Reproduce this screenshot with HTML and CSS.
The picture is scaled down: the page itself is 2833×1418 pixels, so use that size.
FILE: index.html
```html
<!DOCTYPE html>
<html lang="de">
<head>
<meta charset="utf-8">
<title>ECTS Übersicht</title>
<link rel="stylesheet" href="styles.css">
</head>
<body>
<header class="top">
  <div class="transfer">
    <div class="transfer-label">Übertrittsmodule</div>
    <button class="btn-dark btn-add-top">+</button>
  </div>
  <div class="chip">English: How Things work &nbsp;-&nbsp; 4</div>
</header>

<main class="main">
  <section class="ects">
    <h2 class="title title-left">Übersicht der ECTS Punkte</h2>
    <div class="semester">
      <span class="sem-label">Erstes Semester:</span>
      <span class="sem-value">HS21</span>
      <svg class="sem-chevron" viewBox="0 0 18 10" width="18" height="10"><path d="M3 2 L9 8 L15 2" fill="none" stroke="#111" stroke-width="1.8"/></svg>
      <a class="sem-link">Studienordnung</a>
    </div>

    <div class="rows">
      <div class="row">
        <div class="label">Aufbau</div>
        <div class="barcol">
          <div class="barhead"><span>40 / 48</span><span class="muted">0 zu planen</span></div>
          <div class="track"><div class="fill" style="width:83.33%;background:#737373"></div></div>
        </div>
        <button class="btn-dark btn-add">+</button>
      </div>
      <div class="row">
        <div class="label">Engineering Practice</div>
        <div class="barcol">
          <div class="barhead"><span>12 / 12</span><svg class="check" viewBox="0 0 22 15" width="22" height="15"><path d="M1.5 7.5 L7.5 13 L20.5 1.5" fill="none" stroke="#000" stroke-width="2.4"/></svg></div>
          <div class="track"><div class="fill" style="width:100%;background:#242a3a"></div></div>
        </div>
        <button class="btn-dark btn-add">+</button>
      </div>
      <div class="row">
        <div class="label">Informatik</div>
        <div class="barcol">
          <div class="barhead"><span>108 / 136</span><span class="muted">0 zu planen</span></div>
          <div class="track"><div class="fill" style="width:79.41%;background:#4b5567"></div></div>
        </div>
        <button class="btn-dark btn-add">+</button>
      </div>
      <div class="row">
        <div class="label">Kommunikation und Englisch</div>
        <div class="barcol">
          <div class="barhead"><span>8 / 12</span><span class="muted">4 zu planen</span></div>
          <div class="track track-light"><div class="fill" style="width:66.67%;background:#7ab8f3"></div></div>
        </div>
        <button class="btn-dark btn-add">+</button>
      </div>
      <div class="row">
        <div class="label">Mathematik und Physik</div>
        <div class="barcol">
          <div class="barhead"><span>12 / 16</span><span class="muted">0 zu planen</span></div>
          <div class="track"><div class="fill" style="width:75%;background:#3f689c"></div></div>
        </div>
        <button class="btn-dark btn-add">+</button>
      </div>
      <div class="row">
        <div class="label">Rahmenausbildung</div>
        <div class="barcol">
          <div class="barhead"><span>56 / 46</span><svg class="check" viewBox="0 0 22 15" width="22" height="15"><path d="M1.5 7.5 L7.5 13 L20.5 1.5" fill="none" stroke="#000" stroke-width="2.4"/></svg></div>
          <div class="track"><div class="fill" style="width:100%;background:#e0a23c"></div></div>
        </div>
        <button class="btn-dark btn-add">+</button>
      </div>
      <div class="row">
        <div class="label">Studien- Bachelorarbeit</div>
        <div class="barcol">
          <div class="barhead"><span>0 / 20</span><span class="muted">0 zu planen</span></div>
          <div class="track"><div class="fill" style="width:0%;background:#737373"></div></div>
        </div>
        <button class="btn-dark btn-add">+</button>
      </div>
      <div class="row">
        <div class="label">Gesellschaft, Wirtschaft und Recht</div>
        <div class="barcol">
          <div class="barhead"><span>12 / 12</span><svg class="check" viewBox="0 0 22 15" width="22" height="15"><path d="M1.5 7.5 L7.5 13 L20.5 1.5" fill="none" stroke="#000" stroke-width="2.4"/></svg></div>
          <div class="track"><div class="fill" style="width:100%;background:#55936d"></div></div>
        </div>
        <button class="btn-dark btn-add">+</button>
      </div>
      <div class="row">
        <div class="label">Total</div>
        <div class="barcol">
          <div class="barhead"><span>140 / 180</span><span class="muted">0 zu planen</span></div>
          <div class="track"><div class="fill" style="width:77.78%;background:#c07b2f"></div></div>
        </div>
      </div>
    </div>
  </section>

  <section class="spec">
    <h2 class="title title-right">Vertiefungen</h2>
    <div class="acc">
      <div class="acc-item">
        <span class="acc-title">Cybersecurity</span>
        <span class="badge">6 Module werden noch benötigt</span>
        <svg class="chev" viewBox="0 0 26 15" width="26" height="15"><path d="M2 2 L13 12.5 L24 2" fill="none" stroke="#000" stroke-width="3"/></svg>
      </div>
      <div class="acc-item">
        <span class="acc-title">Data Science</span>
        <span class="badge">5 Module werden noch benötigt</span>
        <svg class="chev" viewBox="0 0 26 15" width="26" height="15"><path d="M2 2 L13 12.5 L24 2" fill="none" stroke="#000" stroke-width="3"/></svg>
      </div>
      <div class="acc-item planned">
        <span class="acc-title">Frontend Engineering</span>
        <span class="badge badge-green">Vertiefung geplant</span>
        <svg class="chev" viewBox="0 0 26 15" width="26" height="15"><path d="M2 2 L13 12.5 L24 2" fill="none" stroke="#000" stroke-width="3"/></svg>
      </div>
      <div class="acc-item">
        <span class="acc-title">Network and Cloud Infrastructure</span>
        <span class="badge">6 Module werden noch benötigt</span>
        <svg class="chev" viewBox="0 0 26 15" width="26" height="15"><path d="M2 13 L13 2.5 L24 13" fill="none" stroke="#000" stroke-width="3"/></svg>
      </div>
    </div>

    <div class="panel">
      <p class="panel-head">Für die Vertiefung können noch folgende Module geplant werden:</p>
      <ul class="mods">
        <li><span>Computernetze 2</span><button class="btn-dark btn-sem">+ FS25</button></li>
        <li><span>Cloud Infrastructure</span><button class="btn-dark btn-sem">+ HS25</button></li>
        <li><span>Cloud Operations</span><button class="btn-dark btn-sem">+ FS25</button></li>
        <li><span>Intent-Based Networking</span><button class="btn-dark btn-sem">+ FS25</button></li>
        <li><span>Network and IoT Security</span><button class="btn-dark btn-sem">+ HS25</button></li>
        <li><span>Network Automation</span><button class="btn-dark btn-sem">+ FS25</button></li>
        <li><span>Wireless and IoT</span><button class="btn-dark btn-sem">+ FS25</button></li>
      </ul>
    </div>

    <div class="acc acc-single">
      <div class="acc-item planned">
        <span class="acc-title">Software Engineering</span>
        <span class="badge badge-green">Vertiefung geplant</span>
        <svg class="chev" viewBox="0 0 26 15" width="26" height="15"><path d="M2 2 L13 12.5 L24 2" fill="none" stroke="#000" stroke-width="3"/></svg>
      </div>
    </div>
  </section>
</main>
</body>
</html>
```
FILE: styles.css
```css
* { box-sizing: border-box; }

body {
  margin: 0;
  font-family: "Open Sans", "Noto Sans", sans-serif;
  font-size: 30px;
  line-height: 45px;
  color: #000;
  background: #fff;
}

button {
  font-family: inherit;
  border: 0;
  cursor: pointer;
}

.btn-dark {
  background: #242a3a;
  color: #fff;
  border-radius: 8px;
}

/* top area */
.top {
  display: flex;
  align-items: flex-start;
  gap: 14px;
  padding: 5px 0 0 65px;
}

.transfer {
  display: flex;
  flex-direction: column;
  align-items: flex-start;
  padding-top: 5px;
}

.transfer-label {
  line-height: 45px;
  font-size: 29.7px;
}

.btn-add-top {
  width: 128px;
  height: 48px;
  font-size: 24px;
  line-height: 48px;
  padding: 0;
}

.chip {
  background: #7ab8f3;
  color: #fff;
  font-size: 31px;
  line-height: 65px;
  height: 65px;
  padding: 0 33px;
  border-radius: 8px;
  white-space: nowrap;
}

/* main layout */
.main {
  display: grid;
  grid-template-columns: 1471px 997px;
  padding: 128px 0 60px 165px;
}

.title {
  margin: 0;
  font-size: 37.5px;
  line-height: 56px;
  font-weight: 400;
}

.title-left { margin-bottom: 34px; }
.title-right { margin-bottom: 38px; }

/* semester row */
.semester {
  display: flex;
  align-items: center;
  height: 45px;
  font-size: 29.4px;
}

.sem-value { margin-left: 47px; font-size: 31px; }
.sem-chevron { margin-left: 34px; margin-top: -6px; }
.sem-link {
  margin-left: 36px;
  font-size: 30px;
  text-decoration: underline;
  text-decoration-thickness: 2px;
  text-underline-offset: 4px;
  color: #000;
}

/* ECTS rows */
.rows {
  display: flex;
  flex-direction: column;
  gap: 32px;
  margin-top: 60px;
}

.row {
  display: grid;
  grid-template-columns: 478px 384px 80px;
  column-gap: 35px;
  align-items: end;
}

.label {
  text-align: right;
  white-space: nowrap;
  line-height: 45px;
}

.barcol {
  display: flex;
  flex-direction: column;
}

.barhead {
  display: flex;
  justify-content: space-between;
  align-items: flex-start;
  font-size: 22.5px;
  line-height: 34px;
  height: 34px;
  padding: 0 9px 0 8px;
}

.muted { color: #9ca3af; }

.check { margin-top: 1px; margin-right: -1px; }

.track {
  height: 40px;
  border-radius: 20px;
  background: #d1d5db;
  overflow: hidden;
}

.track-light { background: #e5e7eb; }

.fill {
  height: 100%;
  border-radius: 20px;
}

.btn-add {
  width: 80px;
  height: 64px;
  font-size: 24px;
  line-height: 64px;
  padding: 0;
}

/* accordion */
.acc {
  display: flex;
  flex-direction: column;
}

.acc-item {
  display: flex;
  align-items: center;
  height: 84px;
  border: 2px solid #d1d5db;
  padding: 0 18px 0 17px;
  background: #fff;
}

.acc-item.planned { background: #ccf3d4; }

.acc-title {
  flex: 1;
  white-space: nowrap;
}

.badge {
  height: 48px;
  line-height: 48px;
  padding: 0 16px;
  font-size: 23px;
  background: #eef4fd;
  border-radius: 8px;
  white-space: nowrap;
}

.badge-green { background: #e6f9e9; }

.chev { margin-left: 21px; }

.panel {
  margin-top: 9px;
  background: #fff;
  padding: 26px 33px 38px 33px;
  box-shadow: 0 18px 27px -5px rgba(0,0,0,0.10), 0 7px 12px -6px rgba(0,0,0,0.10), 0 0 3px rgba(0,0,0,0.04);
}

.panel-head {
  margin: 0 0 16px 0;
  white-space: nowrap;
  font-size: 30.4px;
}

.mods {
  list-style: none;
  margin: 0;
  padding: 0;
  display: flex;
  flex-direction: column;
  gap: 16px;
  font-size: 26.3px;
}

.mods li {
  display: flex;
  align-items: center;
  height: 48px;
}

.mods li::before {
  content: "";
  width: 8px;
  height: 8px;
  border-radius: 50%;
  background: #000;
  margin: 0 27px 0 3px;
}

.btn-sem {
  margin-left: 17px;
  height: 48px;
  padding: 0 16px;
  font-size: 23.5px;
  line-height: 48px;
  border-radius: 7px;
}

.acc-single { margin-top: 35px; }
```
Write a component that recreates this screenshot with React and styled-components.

TASK REQUIREMENTS:
Track down the lines that include the word "this" and copy them.

FINAL RESULT:
Reproduce this screenshot with HTML and CSS.
Write a component that recreates this screenshot with React and styled-components.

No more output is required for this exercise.